The Iranian ground forces remain incapable of modern combined arms combat. This is due to its adherence to outmoded doctrinal concepts, an inappropriate force structure largely relying on straight infantry formations and an inability to effectively integrate air and ground operations throughout Iran's rugged terrain, large size and great operational depth.

Iran’s air and air defense forces are the weakest link in the overall defense posture of the country. This situation will remain so until the modernization of Iran’s aircraft occurs, the numbers of such aircraft increase and the training of its pilots and depth of its repair parts inventory improve. The majority of the inventory of the replacements to its aging U.S. manufactured fighters and fighter-bombers is a mix of Russian and Chinese aircraft. Despite serious problems that are currently being addressed through foreign arms acquisitions and the indigenous development and production of Azarakhsh and Tandar military trainer aircraft, Iran's air force has a modest offensive capability. However, Iran remains vulnerable to attack from the air due to the poor state of its air defenses.

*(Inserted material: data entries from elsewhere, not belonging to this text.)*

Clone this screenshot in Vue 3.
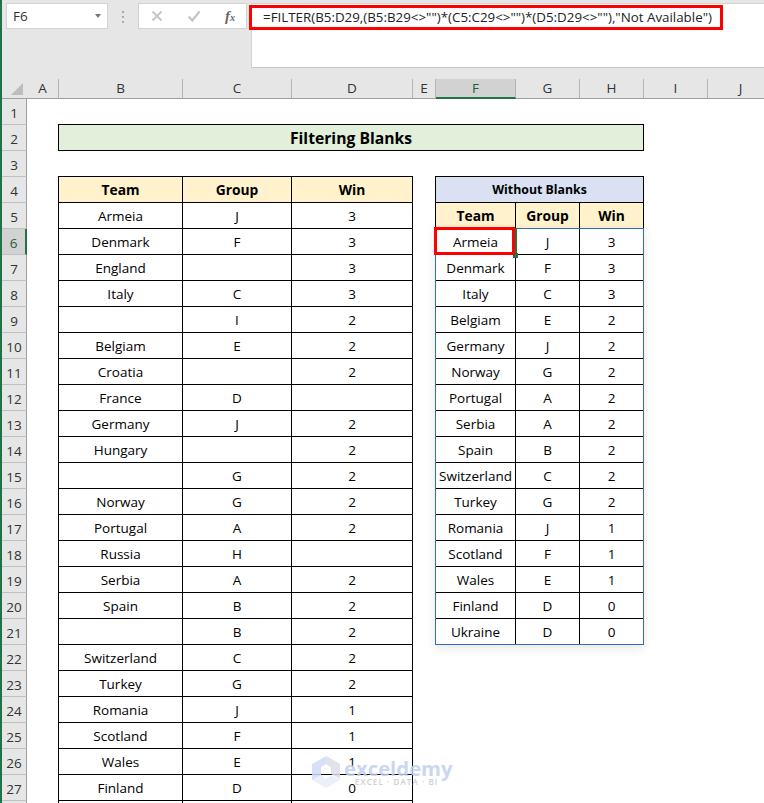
<script setup>
const colHeads = [
  { label: 'A', w: 32 }, { label: 'B', w: 124 }, { label: 'C', w: 109 }, { label: 'D', w: 121 },
  { label: 'E', w: 23 }, { label: 'F', w: 80, active: true }, { label: 'G', w: 64 }, { label: 'H', w: 64 },
  { label: 'I', w: 64 }, { label: 'J', w: 66 }
]
const rowHeads = Array.from({ length: 28 }, (_, i) => i + 1)
const source = [
  ['Armeia', 'J', '3'], ['Denmark', 'F', '3'], ['England', '', '3'], ['Italy', 'C', '3'], ['', 'I', '2'],
  ['Belgiam', 'E', '2'], ['Croatia', '', '2'], ['France', 'D', ''], ['Germany', 'J', '2'], ['Hungary', '', '2'],
  ['', 'G', '2'], ['Norway', 'G', '2'], ['Portugal', 'A', '2'], ['Russia', 'H', ''], ['Serbia', 'A', '2'],
  ['Spain', 'B', '2'], ['', 'B', '2'], ['Switzerland', 'C', '2'], ['Turkey', 'G', '2'], ['Romania', 'J', '1'],
  ['Scotland', 'F', '1'], ['Wales', 'E', '1'], ['Finland', 'D', '0'], ['Ukraine', 'D', '0']
]
const filtered = source.filter(r => r[0] && r[1] && r[2])
const heads = ['Team', 'Group', 'Win']
</script>

<template>
  <div class="app">
    <header class="formula-row">
      <div class="name-box">
        <span>F6</span>
        <i class="caret"></i>
      </div>
      <div class="grip"><b></b><b></b><b></b></div>
      <div class="fn-box">
        <svg width="12" height="12" viewBox="0 0 12 12"><path d="M1.5 1.5l9 9M10.5 1.5l-9 9" stroke="#c4c4c4" stroke-width="1.8" fill="none"/></svg>
        <svg width="14" height="12" viewBox="0 0 14 12"><path d="M1.5 6.5l3.8 4L12.5 1.5" stroke="#c4c4c4" stroke-width="2.2" fill="none"/></svg>
        <span class="fx">f<small>x</small></span>
      </div>
      <div class="formula-input">
        <span class="formula">=FILTER(B5:D29,(B5:B29&lt;&gt;"")*(C5:C29&lt;&gt;"")*(D5:D29&lt;&gt;""),"Not Available")</span>
        <div class="formula-mark"></div>
      </div>
    </header>

    <div class="col-heads">
      <div class="corner"><i></i></div>
      <div
        v-for="c in colHeads"
        :key="c.label"
        class="col-head"
        :class="{ active: c.active }"
        :style="{ width: c.w + 'px' }"
      >{{ c.label }}</div>
    </div>

    <div class="sheet">
      <div class="row-heads">
        <div v-for="r in rowHeads" :key="r" class="row-head" :class="{ active: r === 6 }">{{ r }}</div>
      </div>

      <div class="cells">
        <div class="title">Filtering Blanks</div>

        <div class="table table-left">
          <div v-for="h in heads" :key="h" class="cell head">{{ h }}</div>
          <template v-for="(r, i) in source" :key="i">
            <div v-for="(v, j) in r" :key="j" class="cell">{{ v }}</div>
          </template>
        </div>

        <div class="table table-right">
          <div class="cell caption">Without Blanks</div>
          <div v-for="h in heads" :key="h" class="cell head">{{ h }}</div>
          <template v-for="(r, i) in filtered" :key="i">
            <div v-for="(v, j) in r" :key="j" class="cell">{{ v }}</div>
          </template>
          <div class="spill"></div>
          <div class="cursor"></div>
          <div class="handle"></div>
          <div class="cell-mark"></div>
        </div>
      </div>
    </div>

    <div class="watermark">
      <svg width="30" height="32" viewBox="0 0 30 32">
        <path d="M15 0L29 8V16L20 11L15 8L10 11V21L1 24V8Z" fill="#cfdcf6"/>
        <path d="M15 0L29 8V23L20 18V11L15 8Z" fill="#dcdfe8"/>
        <path d="M1 24L10 19L15 23L20 19L29 24L15 32Z" fill="#e8eef9"/>
      </svg>
      <div class="wm-text">
        <span class="wm-main">exceldemy</span>
        <span class="wm-sub">EXCEL · DATA · BI</span>
      </div>
    </div>
  </div>
</template>

<style>
html, body { margin: 0; padding: 0; background: #fff; }
</style>

<style scoped>
.app {
  position: relative;
  width: 764px;
  height: 803px;
  overflow: hidden;
  background: #fff;
  font-family: "Open Sans", "Noto Sans", sans-serif;
  font-size: 13.5px;
  color: #000;
  box-sizing: border-box;
  border-left: 2px solid #217346;
}
.formula-row {
  display: flex;
  align-items: flex-start;
  height: 79px;
  box-sizing: border-box;
  padding: 3px 0 0 4px;
  background: #e6e6e6;
}
.name-box {
  display: flex;
  align-items: center;
  justify-content: space-between;
  box-sizing: border-box;
  width: 102px;
  height: 26px;
  padding: 0 6px;
  background: #fff;
  border: 1px solid #d4d4d4;
  color: #333;
}
.caret {
  width: 0;
  height: 0;
  border-left: 3.5px solid transparent;
  border-right: 3.5px solid transparent;
  border-top: 4px solid #777;
}
.grip {
  display: flex;
  flex-direction: column;
  gap: 3px;
  width: 30px;
  padding: 8px 0 0 14px;
  box-sizing: border-box;
}
.grip b { width: 2px; height: 2px; background: #aaa; margin: 0; }
.fn-box {
  display: flex;
  align-items: center;
  box-sizing: border-box;
  width: 109px;
  height: 26px;
  padding: 0 11px 0 12px;
  justify-content: space-between;
  background: #fff;
  border: 1px solid #d4d4d4;
  margin-right: 4px;
}
.fx {
  font-family: "Liberation Serif", serif;
  font-style: italic;
  font-weight: 700;
  font-size: 15px;
  color: #666;
}
.fx small { font-size: 10px; }
.formula-input {
  position: relative;
  flex: 1;
  height: 65px;
  box-sizing: border-box;
  padding: 2px 0 0 11px;
  background: #fff;
  border-top: 1px solid #d4d4d4;
  border-left: 1px solid #d4d4d4;
  border-bottom: 1px solid #c6c6c6;
  line-height: 22px;
  color: #222;
  white-space: nowrap;
}
.formula { font-size: 13.35px; }
.formula-mark {
  position: absolute;
  left: -3px;
  top: 1px;
  width: 474px;
  height: 25px;
  box-sizing: border-box;
  border: 3px solid #f00;
}
.col-heads {
  display: flex;
  height: 20px;
  box-sizing: border-box;
  background: #e6e6e6;
  border-bottom: 1px solid #a0a0a0;
}
.corner {
  position: relative;
  width: 25px;
  flex: none;
}
.corner i {
  position: absolute;
  left: 9px;
  top: 4px;
  width: 0;
  height: 0;
  border-left: 12px solid transparent;
  border-bottom: 12px solid #bdbdbd;
}
.col-head {
  flex: none;
  box-sizing: border-box;
  text-align: center;
  line-height: 19px;
  color: #333;
  border-right: 1px solid #b4b4b4;
}
.col-head.active {
  background: #d2d2d2;
  border-bottom: 2px solid #217346;
  height: 20px;
  color: #1f5c3a;
}
.sheet {
  display: flex;
  align-items: flex-start;
}
.row-heads {
  flex: none;
  width: 25px;
}
.row-head {
  box-sizing: border-box;
  height: 26px;
  padding-top: 4px;
  line-height: 20px;
  text-align: center;
  color: #333;
  background: #e6e6e6;
  border-right: 1px solid #a0a0a0;
  border-bottom: 1px solid #c0c0c0;
}
.row-head.active {
  background: #d2d2d2;
  color: #1f5c3a;
  border-right: 2px solid #217346;
}
.cells {
  display: grid;
  grid-template-columns: 31px 124px 109px 121px 23px 80px 64px 64px;
  grid-auto-rows: 26px;
}
.title {
  grid-column: 2 / 9;
  grid-row: 2;
  margin-top: -1px;
  height: 27px;
  box-sizing: border-box;
  width: 586px;
  border: 1px solid #000;
  background: #e2efda;
  font-weight: 700;
  font-size: 15.7px;
  line-height: 27px;
  text-align: center;
}
.table {
  position: relative;
  display: grid;
  grid-auto-rows: 26px;
  margin-top: -1px;
  align-self: start;
  justify-self: start;
  border-bottom: 1px solid #000;
}
.table-left {
  grid-column: 2 / 5;
  grid-row: 4 / span 26;
  grid-template-columns: 124px 109px 122px;
}
.table-right {
  grid-column: 6 / 9;
  grid-row: 4 / span 19;
  grid-template-columns: 80px 64px 65px;
}
.cell {
  box-sizing: border-box;
  border-top: 1px solid #000;
  border-left: 1px solid #000;
  text-align: center;
  line-height: 27px;
  white-space: nowrap;
}
.cell:nth-child(3n) { border-right: 1px solid #000; }
.head {
  background: #fff2cc;
  font-weight: 700;
  font-size: 13.8px;
  line-height: 25px;
}
.table-right .cell { border-right: 0; }
.table-right .cell:nth-child(3n + 1) { border-right: 1px solid #000; }
.caption {
  grid-column: 1 / 4;
  background: #d9e1f2;
  font-weight: 700;
  font-size: 12.3px;
  line-height: 25px;
  border-right: 1px solid #000 !important;
}
.spill {
  position: absolute;
  left: 0;
  top: 52px;
  width: 209px;
  height: 417px;
  box-sizing: border-box;
  border: 1px solid #2f6ebd;
  box-shadow: 0 3px 10px rgba(0, 0, 0, 0.1);
}
.cursor {
  position: absolute;
  left: 79px;
  top: 52px;
  width: 3px;
  height: 27px;
  background: #217346;
}
.handle {
  position: absolute;
  left: 78px;
  top: 77px;
  width: 5px;
  height: 5px;
  background: #217346;
}
.cell-mark {
  position: absolute;
  left: -1px;
  top: 51px;
  width: 81px;
  height: 28px;
  box-sizing: border-box;
  border: 3px solid #f00;
}
.watermark {
  position: absolute;
  left: 309px;
  top: 756px;
  display: flex;
  gap: 3px;
  pointer-events: none;
  opacity: 0.85;
}
.wm-text {
  position: relative;
  width: 110px;
}
.wm-main {
  display: block;
  font-family: "Open Sans", sans-serif;
  font-weight: 700;
  font-size: 20.3px;
  line-height: 24px;
  color: #c2d1f0;
  white-space: nowrap;
}
.wm-sub {
  position: absolute;
  left: 11px;
  top: 21px;
  font-size: 8px;
  font-weight: 600;
  letter-spacing: 1.1px;
  line-height: 10px;
  color: #c8c8c8;
  white-space: nowrap;
}
</style>
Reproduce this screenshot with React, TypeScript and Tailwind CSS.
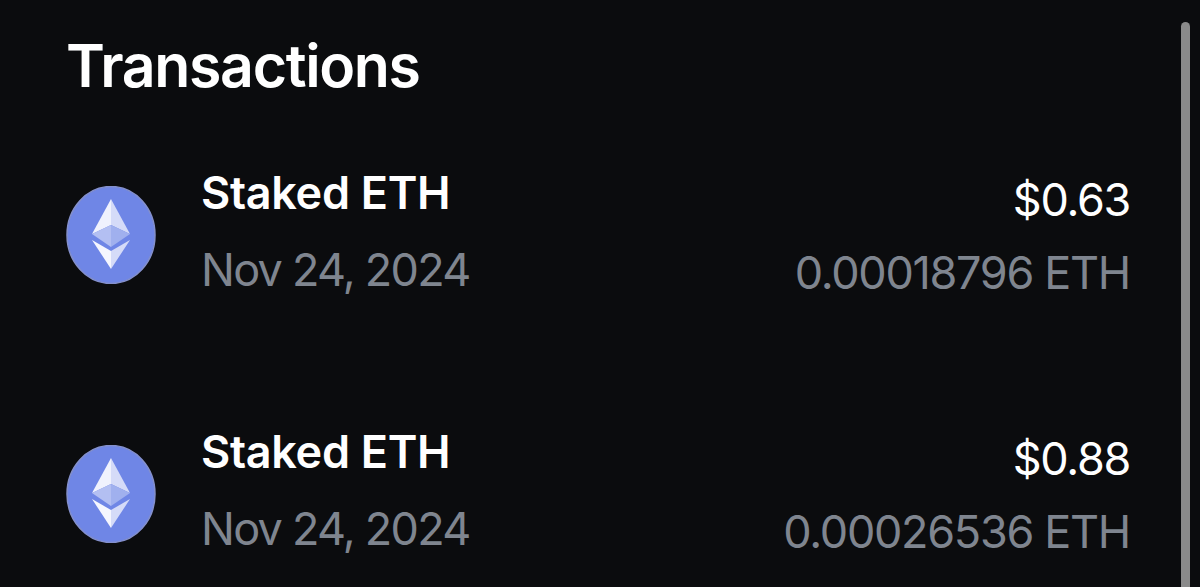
import React from 'react';

const rows = [
  { usd: '$0.63', eth: '0.00018796 ETH' },
  { usd: '$0.88', eth: '0.00026536 ETH' },
];

function EthIcon() {
  return (
    <svg width="90" height="98" viewBox="0 0 90 98" className="shrink-0">
      <ellipse cx="45" cy="49" rx="44" ry="48.5" fill="#6F86E6" stroke="#8490CC" strokeWidth="1.5" />
      <polygon points="45,13 26,48 45,39" fill="#F0F2FD" />
      <polygon points="45,13 64,48 45,39" fill="#D5DBF8" />
      <polygon points="26,48 45,39 45,61" fill="#B3BFF2" />
      <polygon points="64,48 45,39 45,61" fill="#A0B0EE" />
      <polygon points="26,54 45,65 45,83" fill="#F5F6FE" />
      <polygon points="64,54 45,65 45,83" fill="#D5DBF8" />
    </svg>
  );
}

export default function App() {
  return (
    <div className="relative h-[587px] w-[1200px] overflow-hidden bg-[#0B0C0E] pl-[66px] pr-[70px] font-['Inter','Liberation_Sans',sans-serif]">
      <h1 className="pt-[33px] text-[59px] leading-[65px] font-semibold tracking-[-1.35px] text-white">Transactions</h1>
      <div className="mt-[88px] flex flex-col gap-[161px]">
        {rows.map((r, i) => (
          <div key={i} className="flex h-[98px] items-center">
            <EthIcon />
            <div className="mb-[7px] ml-[45px] flex flex-col gap-[25px]">
              <span className="text-[45px] leading-[52px] font-semibold tracking-[-0.3px] text-white">Staked ETH</span>
              <span className="text-[45px] leading-[52px] tracking-[-1.75px] text-[#7F858F]">Nov 24, 2024</span>
            </div>
            <div className="mt-[3px] ml-auto flex flex-col items-end gap-[21px]">
              <span className="text-[45px] leading-[52px] tracking-[-1.3px] text-white">{r.usd}</span>
              <span className="text-[45px] leading-[52px] tracking-[-1.3px] text-[#7F858F]">{r.eth}</span>
            </div>
          </div>
        ))}
      </div>
      <div className="absolute top-[22px] right-[10px] h-[565px] w-[9px] rounded-t-full bg-[#8A8A8A]" />
    </div>
  );
}
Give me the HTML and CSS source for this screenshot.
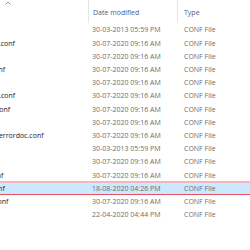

As a result of its vulnerability to air attack due to the significant deficiencies in its strategic air defense system, Iran is building up its strategic missile forces as a cost effective way of countering the stronger air forces of its neighbors and compensating for its weakness in this area. Iran’s strategic weapons development program is its top military priority; by all indications, the portion of the budget devoted to this program remains substantial despite the fact that severe financial pressures have forced major cuts elsewhere. Iran’s effort will continue to be focused on building the infrastructure needed to produce nuclear weapons, the production of biological weapons and the acquisition or production of missiles and strike aircraft to deliver them.

Increases in defense spending in the 1990s stemmed from internal evalutaions of the Pasdaran and regular Iranian armed forces during the Iran-Iraq war in 1988-89. After the conflict the National Security Council and the Iranian High Command called for a number of improvements. Recommendations focused on four areas: modernization and rationalization of the command structures of the republic's armed forces (including the Pasdaran), the creation of a single chain of command, rearmament, and the development of the country's defence industries. The outgoing prime minister (Moussavi) summarized the government's thinking on this in September 1988 when he said, "the fundamental duty was to strengthen the defence forces."

The strengthening was combined with a push toward military self-sufficiency, which saw the Iranians look for foreign technical assistance in developing a variety of capabilities, both operational and in production of equipment. Iran countined its trend of espousing strong independant rhetoric, however, marking even the license production of foreign equipment as great leaps forward for Iranian military industries. Reports of Iranian advances in indigenous capability between 2000 and 2008 were continually debated as being possibly the product of foreign technical assistance from Iran's allies, such as Russia, Ukraine, China and North Korea.